Interested in Serving as a Certified Arbitrator?
If you are interested in serving as a Certified Arbitrator, please complete the interactive application. If you require assistance, you may contact Judge Pamela Gates at (602) 506-6391.
Who May Be a Certified Arbitrator?
An attorney otherwise qualified to serve as an arbitrator pursuant to A.R.S. § 12-133 and Ariz. R. Civ. P. 73(c) may additionally apply to be designated as a Certified Maricopa County Superior Court Arbitrator (“Certified Arbitrator”). To do so, such an individual must provide to the Court their qualifications, including evidence they are in good standing with the State Bar of Arizona, their areas of concentration in practice, any certified specialties and experience, expertise, and training in serving as an arbitrator, and two letters of recommendation.
List of Certified Arbitrators
List of Certified Arbitrators - Effective September 11th, 2020
Electing to Use a Certified Arbitrator
The parties to any case where the amount in controversy is between $50,001 and $300,000 may elect to have their case determined by a Certified Arbitrator. To do so, they must file a Written Agreement to Certified Arbitration with the Court within 30 days after service of the complaint. If the parties want to use a particular Certified Arbitrator on the list maintained by the Court, their Written Agreement to Certified Arbitration must name that agreed-to Certified Arbitrator. If more than 30 days have passed since service of the complaint, the parties may jointly file a Motion for Appointment of a Certified Arbitrator.
Procedure For Appointing Certified Arbitrator
If the parties’ chosen Certified Arbitrator is available to serve, the Court will appoint that Certified Arbitrator. If the parties do not agree on an arbitrator in their Written Agreement to Certified Arbitration, or if the one they selected is not available for any reason, the Court will select one for the parties. The parties retain their right to peremptorily challenge an assigned arbitrator.

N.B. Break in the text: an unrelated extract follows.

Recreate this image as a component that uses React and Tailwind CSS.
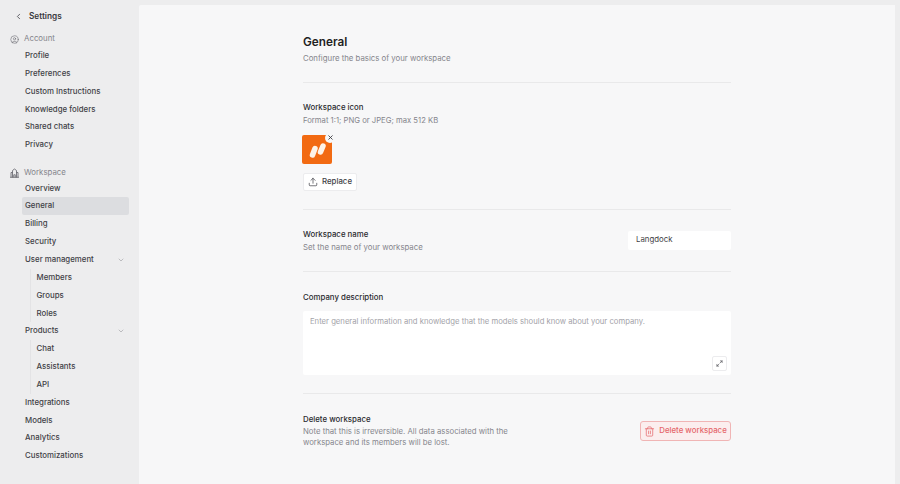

Procedures for Arbitration
The Certified Arbitrator will utilize the procedures of Ariz. R. Civ. P. 72-76, but shall serve pursuant to Ariz. R. Civ. P. 53 as a Special Master, performing those duties by the parties’ agreement pursuant to Ariz. R. Civ. P. 53(a)(1)(A). Any appeal from the ruling of the Certified Arbitrator will thus be governed by the standards set forth in Ariz. R. Civ. P. 53(f)(3) - (5).
Agreement to Binding Arbitration
At any time before a hearing is held under Rule 75 before a Certified Arbitrator, the parties may stipulate that the results of the arbitration will be binding, meaning no party may appeal or collaterally attack the binding award except as allowed by A.R.S. § 12- 1501 et seq.
Compensation for the Certified Arbitrator
If the arbitration is not made binding by agreement of the parties, the Certified Arbitrator must be paid $2,000 for cases where the amount in controversy is $100,000 and below, $3,000 for cases between $100,001 and $200,000, and $4,000 for cases above $200,000. The parties must each pay their pro rata share of the total compensation. Before the Certified Arbitrator performs any duties, the parties must all either pay their share or consent to judgment in favor of the arbitrator in the amount of their share. However, if the parties agree to binding arbitration, they are not required to pay the Certified Arbitrator.